Iran e Cuba sono nazioni più piccole, e tuttavia si ripropone per loro lo stesso interrogativo. Quante opportunità nuove vengono create dalla caduta degli ultimi muri? Quante aspettative andranno invece deluse? I capitoli precedenti sono stati ricchi di sorprese. Per tutti.
La caduta del muro ideologico che ci separava dalla Cina non ebbe effetti immediati: non sul tenore di vita e le abitudini dei cinesi o degli occidentali. Ci vollero le riforme economiche di Deng Xiaoping, avviate dal 1979; poi l’accesso della Repubblica Popolare all’Organizzazione mondiale del commercio (Wto), nel 2001. Da allora sì, il ritmo del cambiamento diventa frenetico. Quindici anni fa, alla vigilia del suo ingresso nel Wto, la Cina aveva un ceto medio di soli 18 milioni di consumatori, un mercato molto piccolo. Oggi la sua middle class include mezzo miliardo di persone, con redditi annui fra i 9mila e i 34mila dollari. Alla vigilia dell’ingresso nel Wto, una fazione del partito comunista cinese si opponeva a quell’operazione, convinta che la Cina si sarebbe fatta colonizzare, invadere dai nostri prodotti. Oggi il bilancio dei vincitori e vinti è molto più complicato. Il capitalismo americano — con i suoi campioni come Apple — ha saputo sfruttare tutte le opportunità delle delocalizzazioni per rimpinguare i profitti. Lo stesso ha fatto l’industria tedesca: la Germania è l’unica nazione occidentale ad avere messo a segno anno dopo anno un robusto attivo commerciale con la Cina, grazie alla qualità delle sue tecnologie. Per l’Italia l’impatto è ambiguo.
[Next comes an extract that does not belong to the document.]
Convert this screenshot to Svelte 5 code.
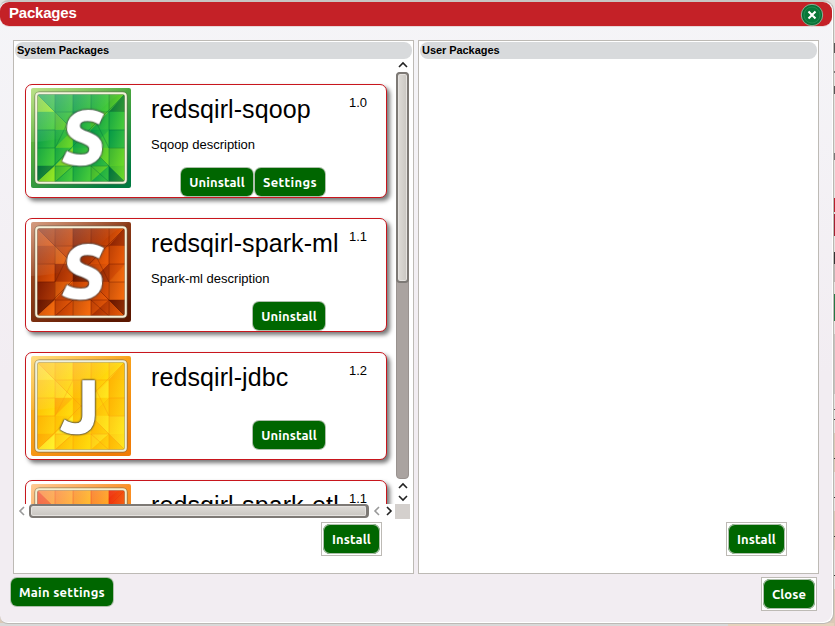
<script>
  const packages = [
    { name: 'redsqirl-sqoop', version: '1.0', description: 'Sqoop description', letter: 'S', theme: 'green', settings: true, height: 114 },
    { name: 'redsqirl-spark-ml', version: '1.1', description: 'Spark-ml description', letter: 'S', theme: 'brown', height: 114 },
    { name: 'redsqirl-jdbc', version: '1.2', description: '', letter: 'J', theme: 'yellow', height: 108, compact: true },
    { name: 'redsqirl-spark-etl', version: '1.1', description: '', letter: '', theme: 'orange', height: 114 }
  ];

  // border start / end, frame line, then six facet shades from light to dark
  const themes = {
    green: ['#8fcf3c', '#007a40', '#f3f3dc', '#8fe524', '#56d02c', '#22bd44', '#07a94c', '#038f48', '#00703c'],
    brown: ['#b75a2c', '#5b1700', '#f6f0d8', '#f2690d', '#e25206', '#cc4203', '#ad3002', '#8b1f02', '#631300'],
    yellow: ['#ffc62e', '#f07c06', '#eef0dc', '#fff02a', '#ffe018', '#ffd000', '#ffc000', '#ffb000', '#fb970c'],
    orange: ['#ffa64c', '#f57a00', '#f3efd0', '#ffc21c', '#ffad22', '#ff9a2a', '#fb8428', '#f76416', '#ee2d0c']
  };

  // Two shades for every cell of the 5 by 5 mosaic; letters index the shades
  const mosaics = {
    green: ['ad', 'dd', 'dd', 'cc', 'bf', 'cc', 'bc', 'dd', 'bd', 'cc', 'dd', 'cb', 'de', 'dc', 'dd', 'cc', 'ca', 'cd', 'db', 'bb', 'fa', 'bc', 'cc', 'bd', 'fb'],
    brown: ['ce', 'dd', 'ee', 'dd', 'be', 'dd', 'ac', 'ee', 'cb', 'bb', 'cc', 'dd', 'fd', 'be', 'ba', 'ee', 'ac', 'be', 'bc', 'aa', 'fa', 'bc', 'aa', 'bd', 'bf'],
    yellow: ['bd', 'cc', 'dd', 'cc', 'be', 'cc', 'bc', 'dd', 'cb', 'dd', 'cc', 'ec', 'dd', 'cd', 'dd', 'dd', 'ca', 'cd', 'db', 'bb', 'ea', 'bd', 'cc', 'bd', 'db'],
    orange: ['fd', 'cc', 'bb', 'cc', 'ff', 'dd', 'bc', 'bb', 'cd', 'ee', 'cc', 'cc', 'dd', 'cc', 'ee', 'dd', 'ba', 'cc', 'bb', 'dd', 'fa', 'dd', 'cc', 'dd', 'ff']
  };
  const stops = [6, 24, 42, 60, 78, 94];
  const facetsOf = (theme) =>
    mosaics[theme].flatMap((pair, n) => {
      const r = Math.floor(n / 5);
      const c = n % 5;
      const [x0, x1, y0, y1] = [stops[c], stops[c + 1], stops[r], stops[r + 1]];
      const points = r === c
        ? [`${x0},${y0} ${x0},${y1} ${x1},${y1}`, `${x0},${y0} ${x1},${y0} ${x1},${y1}`]
        : [`${x0},${y0} ${x1},${y0} ${x0},${y1}`, `${x1},${y0} ${x1},${y1} ${x0},${y1}`];
      const shade = (i) => pair.charCodeAt(i) - 94;
      if (pair[0] === pair[1]) return [{ points: `${x0},${y0} ${x1},${y0} ${x1},${y1} ${x0},${y1}`, shade: shade(0) }];
      return points.map((p, i) => ({ points: p, shade: shade(i) }));
    });
</script>

{#snippet tile(letter, theme)}
  {@const t = themes[theme]}
  <svg class="tile" viewBox="0 0 100 100">
    <defs>
      <linearGradient id="edge-{theme}" x1="0" y1="0" x2="0.75" y2="1">
        <stop offset="0" stop-color={t[0]} /><stop offset="1" stop-color={t[1]} />
      </linearGradient>
      <linearGradient id="shade-{theme}" x1="0" y1="0" x2="1" y2=".3">
        <stop offset="0" stop-color={t[8]} stop-opacity=".3" /><stop offset="1" stop-color={t[3]} stop-opacity=".3" />
      </linearGradient>
      <linearGradient id="gloss-{theme}" x1="0" y1="0" x2="1" y2=".8">
        <stop offset="0" stop-color="#fff" stop-opacity=".4" /><stop offset=".65" stop-color="#fff" stop-opacity="0" />
      </linearGradient>
    </defs>
    <rect width="100" height="100" rx="2" fill="url(#edge-{theme})" />
    {#each facetsOf(theme) as f}
      <polygon points={f.points} fill={t[f.shade]} stroke={t[f.shade]} stroke-width=".4" />
      <polygon points={f.points} fill="url(#shade-{theme})" />
    {/each}
    <path d="M6 6l88 88M94 6L6 94M24 24h54v54H24zM24 6v18M42 6v18M60 6v18M78 6v18M24 78v16M42 78v16M60 78v16M78 78v16M6 42h18M6 60h18M78 42h16M78 60h16M42 24l-18 36M60 24l18 36M60 78l18 16M42 78L24 94" fill="none" stroke={t[8]} stroke-opacity=".5" stroke-width=".8" />
    <path d="M0 0H100C72 12 64 34 42 47Q20 54 0 54Z" fill="url(#gloss-{theme})" />
    <rect x="5" y="5" width="90" height="90" rx="3.500" fill="none" stroke="#665" stroke-opacity=".5" stroke-width="3.600" />
    <rect x="5.200" y="5.200" width="89.600" height="89.600" rx="3" fill="none" stroke={t[2]} stroke-width="2" />
    {#if letter}
      <g transform={letter === 'S' ? 'translate(50.500 75.500) skewX(-6)' : 'translate(49 75.500)'}>
        <text class="halo" text-anchor="middle">{letter}</text>
      </g>
    {/if}
  </svg>
{/snippet}

{#snippet arrow(dir, faded)}
  <svg class="arrow" class:faded viewBox="0 0 12 12">
    <path d={{ up: 'M2 8l4-4 4 4', down: 'M2 4l4 4 4-4', left: 'M8 2L4 6l4 4', right: 'M4 2l4 4-4 4' }[dir]} />
  </svg>
{/snippet}

<div class="window">
  <header>
    <h1>Packages</h1>
    <button class="dismiss" aria-label="Close window">
      <svg viewBox="0 0 24 24">
        <defs><radialGradient id="orb"><stop offset="0" stop-color="#087532" /><stop offset=".8" stop-color="#08793b" /><stop offset="1" stop-color="#075c2a" /></radialGradient></defs>
        <circle cx="12" cy="12" r="10.700" fill="url(#orb)" stroke="#8bb497" />
        <circle cx="12" cy="12" r="8" fill="none" stroke="#329259" stroke-opacity=".6" />
        <path d="M8.500 8.500l7 7M15.500 8.500l-7 7" stroke="#fff" stroke-width="2.100" />
      </svg>
    </button>
  </header>

  <main>
    <section>
      <h2>System Packages</h2>
      <div class="scroller">
        <div class="row">
          <div class="list">
            {#each packages as p}
              <article class:compact={p.compact} style="height: {p.height}px">
                {@render tile(p.letter, p.theme)}
                <div class="info">
                  <div class="title"><h3>{p.name}</h3><span>{p.version}</span></div>
                  <p>{p.description}</p>
                  <div class="actions">
                    <button class="btn uninstall">Uninstall</button>{#if p.settings}<button class="btn settings">Settings</button>{/if}
                  </div>
                </div>
              </article>
            {/each}
          </div>
          <div class="vbar">
            {@render arrow('up')}
            <div class="vtrack"><div class="vthumb"></div></div>
            {@render arrow('up')}
            {@render arrow('down')}
          </div>
        </div>
        <div class="hbar">
          {@render arrow('left', true)}
          <div class="hthumb"></div>
          {@render arrow('left', true)}
          {@render arrow('right')}
          <div class="corner"></div>
        </div>
      </div>
      <div class="install"><span class="box"><button class="btn inst">Install</button></span></div>
    </section>
    <section>
      <h2>User Packages</h2>
      <div class="scroller"></div>
      <div class="install"><span class="box"><button class="btn inst">Install</button></span></div>
    </section>
  </main>

  <footer>
    <button class="btn main-settings">Main settings</button>
    <span class="box"><button class="btn close">Close</button></span>
  </footer>
</div>

<style>
  :global(body) {
    margin: 0;
    width: 835px;
    height: 626px;
    overflow: hidden;
    background:
      linear-gradient(90deg, #d9d9d9 0 728px, #e5d2bd 728px) 0 623px / 834px 3px no-repeat,
      linear-gradient(#e4e3e0 0 43px, #555 43px 53px, #e4e3e0 53px 71px, #777 71px 73px, #e4e3e0 73px 86px, #555 86px 94px, #e4e3e0 94px 153px, #777 153px 160px, #e4e3e0 160px 198px, #b71f2d 198px 212px, #ddd 212px 214px, #a31f31 214px 236px, #e4e3e0 236px 252px, #333 252px 264px, #bbb5b3 264px 282px, #e4e3e0 282px 294px, #267945 294px 321px, #e4e3e0 321px 334px, #c5c3bf 334px 394px, #e4e3e0 394px 409px, #555 409px 410px, #e4e3e0 410px 419px, #333 419px 420px, #e4e3e0 420px 433px, #dac9b7 433px 458px, #333 458px 459px, #dac9b7 459px 472px, #e4e3e0 472px 497px, #333 497px 498px, #e4e3e0 498px 511px, #dac9b7 511px 536px, #333 536px 537px, #dac9b7 537px 550px, #e4e3e0 550px 575px, #333 575px 576px, #e4e3e0 576px 589px, #dac9b7 589px);
    font-family: 'Liberation Sans', Arial, sans-serif;
    color: #000;
  }
  h1, h2, h3, p { margin: 0; }
  button { border: 0; padding: 0; margin: 0; }
  .window {
    box-sizing: border-box;
    width: 834px;
    height: 624px;
    display: flex;
    flex-direction: column;
    background: linear-gradient(#f5f5f8, #f2edf2 60%, #f2edf2);
    border-right: 1px solid #bab8b3;
    border-bottom: 1px solid #bdbab6;
    border-top: 2px solid #c8c5c2;
    border-radius: 8px 10px 10px 8px;
    box-shadow: inset -1px -1px #fff;
  }
  header {
    box-sizing: border-box;
    width: 832px;
    height: 24px;
    flex: none;
    display: flex;
    justify-content: space-between;
    padding: 0 8px 0 9px;
    background: #c42127;
    border-radius: 9px;
    box-shadow: 0 1px #e8d5d7;
  }
  h1 { font-size: 15px; line-height: 22px; color: #fff; letter-spacing: -.2px; }
  .dismiss { width: 24px; height: 24px; margin-top: 1px; background: none; }
  .dismiss svg { display: block; width: 24px; height: 24px; }
  main { display: flex; gap: 4px; padding: 14px 0 0 13px; }
  section {
    box-sizing: border-box;
    width: 401px;
    height: 534px;
    border: 1px solid #bdbab5;
    background: #fff;
    display: flex;
    flex-direction: column;
  }
  h2 {
    height: 17px;
    margin: 1px 1px 0;
    padding-left: 2px;
    font-size: 11px;
    line-height: 17px;
    letter-spacing: -.06px;
    background: #d8dadc;
    border-radius: 8px;
  }
  .scroller { height: 460px; }
  .row { display: flex; height: 445px; }
  .list {
    box-sizing: border-box;
    width: 381px;
    height: 445px;
    overflow: hidden;
    padding: 25px 0 0 11px;
    display: flex;
    flex-direction: column;
    gap: 20px;
  }
  article {
    box-sizing: border-box;
    width: 362px;
    flex: none;
    display: flex;
    padding: 3px 5px;
    border: 1px solid #c8161d;
    border-radius: 7px;
    background: #fff;
    box-shadow: 3px 3px 4px #777;
  }
  .tile { width: 100px; height: 100px; flex: none; }
  .halo {
    font: 700 73px Ubuntu, 'Open Sans', sans-serif;
    fill: #fff;
    stroke: #fff;
    stroke-width: 2.5;
    filter: drop-shadow(0 0 1px #333) drop-shadow(0 0 .5px #555);
  }
  .info { width: 216px; margin-left: 20px; display: flex; flex-direction: column; }
  .title { display: flex; flex: none; justify-content: space-between; white-space: nowrap; height: 46px; }
  h3 { font-size: 25px; font-weight: 400; line-height: 43px; letter-spacing: .09px; }
  .title span { font-size: 13px; line-height: 29px; }
  p { height: 24px; flex: none; font-size: 13px; line-height: 22px; }
  .actions { display: flex; flex: none; justify-content: flex-end; gap: 2px; padding: 9px 42px 0 0; }
  .compact .actions { padding-top: 0; margin-top: -4px; }
  .compact .title { height: 44px; }
  .btn {
    box-sizing: border-box;
    height: 28px;
    flex: none;
    display: block;
    background: #060;
    color: #fff;
    border-radius: 6px;
    box-shadow: 0 0 0 1px #aebfab;
    font: 700 13px/29px Ubuntu, 'Noto Sans', 'Open Sans', sans-serif;
    text-align: center;
    white-space: nowrap;
  }
  .actions .btn { margin-top: 1px; }
  .uninstall { width: 72px; letter-spacing: .12px; }
  .settings { width: 70px; letter-spacing: .35px; }
  .inst { width: 57px; height: 30px; letter-spacing: .12px; }
  .main-settings { width: 102px; letter-spacing: .25px; }
  .close { width: 52px; height: 30px; letter-spacing: .1px; }
  .vbar { width: 15px; display: flex; flex-direction: column; align-items: center; }
  .arrow { width: 12px; height: 12px; flex: none; fill: none; stroke: #222; stroke-width: 1.6; }
  .faded { stroke: #999; }
  .vtrack { box-sizing: border-box; width: 13px; height: 407px; flex: none; margin-top: 1px; border-radius: 4px; background: #aaa3a0; border: 1px solid #99928f; margin-bottom: 1px; }
  .vthumb {
    box-sizing: border-box;
    width: 13px;
    height: 211px;
    margin: -1px;
    border: 2px solid #7d7975;
    border-radius: 4px;
    background: linear-gradient(90deg, #dedbd7, #c9c6c1);
    box-shadow: inset 0 0 0 1px #e5e2df;
  }
  .hbar { display: flex; align-items: center; height: 15px; padding-left: 2px; }
  .hthumb {
    box-sizing: border-box;
    width: 340px;
    height: 14px;
    margin: -1px 2px 0 1px;
    border: 2px solid #7d7975;
    border-right-width: 3px;
    border-radius: 4px;
    background: linear-gradient(#dedbd7, #c9c6c1);
    box-shadow: inset 0 0 0 1px #e5e2df;
  }
  .hbar .arrow { margin-top: -2px; }
  .corner { width: 15px; height: 15px; background: #d4d0cd; }
  .install { display: flex; justify-content: flex-end; padding: 3px 31px 0 0; }
  .box { display: block; padding: 1px; border: 1px solid #bdbab5; background: #fff; }
  .box .btn { box-shadow: inset 0 0 0 1px #aebfab; line-height: 30px; border-radius: 7px; }
  footer { display: flex; justify-content: space-between; align-items: flex-start; padding: 3px 16px 0 11px; }
  footer > .btn { margin-top: 1px; }
</style>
Il lusso made in Italy ha guadagnato nuovi sbocchi sul mercato cinese; ma settori tradizionali come il tessile-abbigliamento, il calzaturiero, hanno visto rattrappirsi la propria base produttiva e occupazionale, trasferita nei paesi emergenti.
La caduta del Muro di Berlino fa sentire pienamente i suoi effetti soprattutto dal 2004, l’anno in cui otto paesi ex-comunisti vengono ammessi a pieno titolo nell’Unione europea. Sono nuovi sbocchi ma anche nuovi concorrenti. Ecco un dato che fa riflettere, relativo alla Gran Bretagna (dove il dibattito su questo tema è infuocato in vista del referendum sulla possibile uscita dall’Unione): dall’anno 2004 ad oggi si sono riversati nel Regno Unito 1,5 milioni di immigrati provenienti dall’Europa centro-orientale. È il più grande movimento migratorio registrato in Europa in tempo di pace. Numeri simili in Germania, dove l’afflusso iniziò ancora prima: con l’unificazione tedesca e poi i profughi dalle guerre balcaniche. Il bilancio della caduta del Muro sui lavoratori dell’Europa occidentale è controverso: in Inghilterra gli “eurofobi” esibiscono le prove che la legislazione sul salario minimo e i diritti dei dipendenti è stata aggirata sistematicamente grazie all’afflusso di manodopera a buon mercato, soprattutto dalla Polonia. Il dibattito potrebbe essere rilanciato tra qualche anno in Italia… per l’arrivo in massa di medici cubani e informatici iraniani. Due settori dove la competizione dei “cervelli” potrebbe riservarci delle sorprese, da Teheran o dall’Avana.